9. We are becoming racists. The rise of the Aboriginal Voice to the parliament and the Victorian ‘treaty’, separate electoral rolls, the right to be a candidate and the right to legislate are all granted on the basis of race. It is worse than South Africa was, because we are voluntarily walking into it, knowing where it will end – division, hatred and ever increasing demands is for money.
 
10. The press gallery is no longer a detached observer and reporter. It was wrongly allowed to become part of the new Parliament House and is now an active player, as it gives opinion and takes sides. Journalists should be at the vanguard of stopping this trend, as the more they are participants in politics the more they lose the respect the public used to have for them.
 
11. Journalists have also forgotten how to ask questions. But they see their role as not to ask, but to lecture and harangue.

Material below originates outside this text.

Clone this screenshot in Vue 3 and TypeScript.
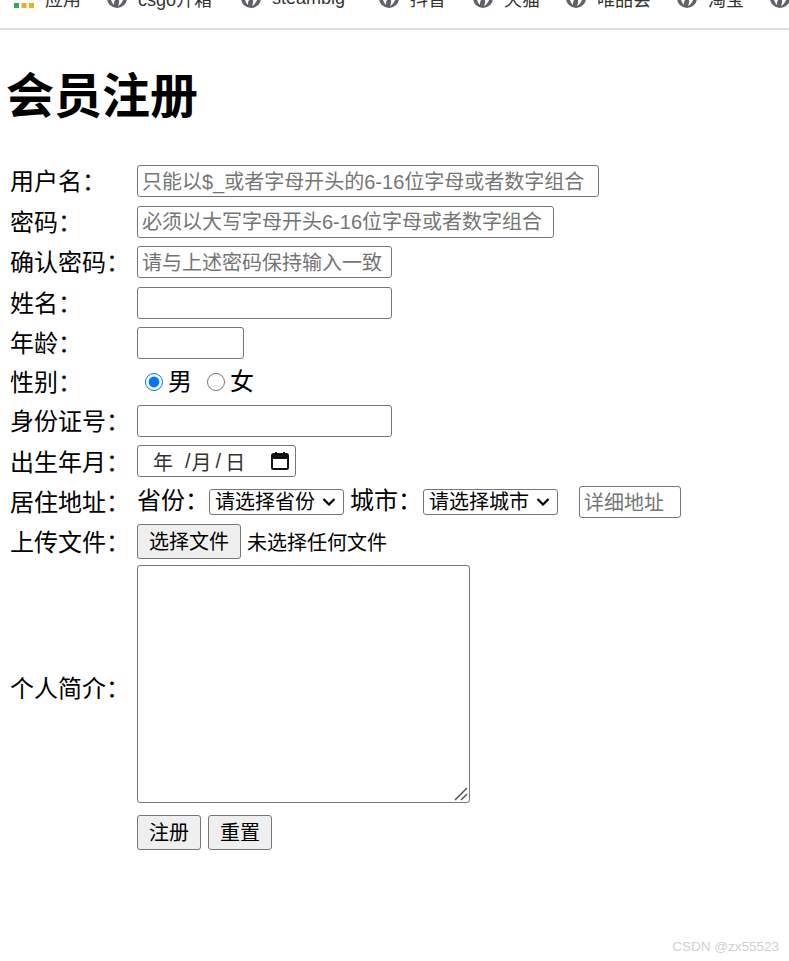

That is why many interviews are worthless and they get nothing out of the subject, who is on the defensive and clams up.
 
12. The main function of government seems to be to facilitate the dissolution of an ordered society which is not there by accident, but because we have adopted it over centuries, we like it and it works. It has become our tradition and our culture. Thus, traditional marriage and adoption, the nature of being born as male or female, the constitution, our social cohesion, all these and more are under attack, and are not being protected or enhanced, as they should be. I prefer government and the parliament as they were in 1969.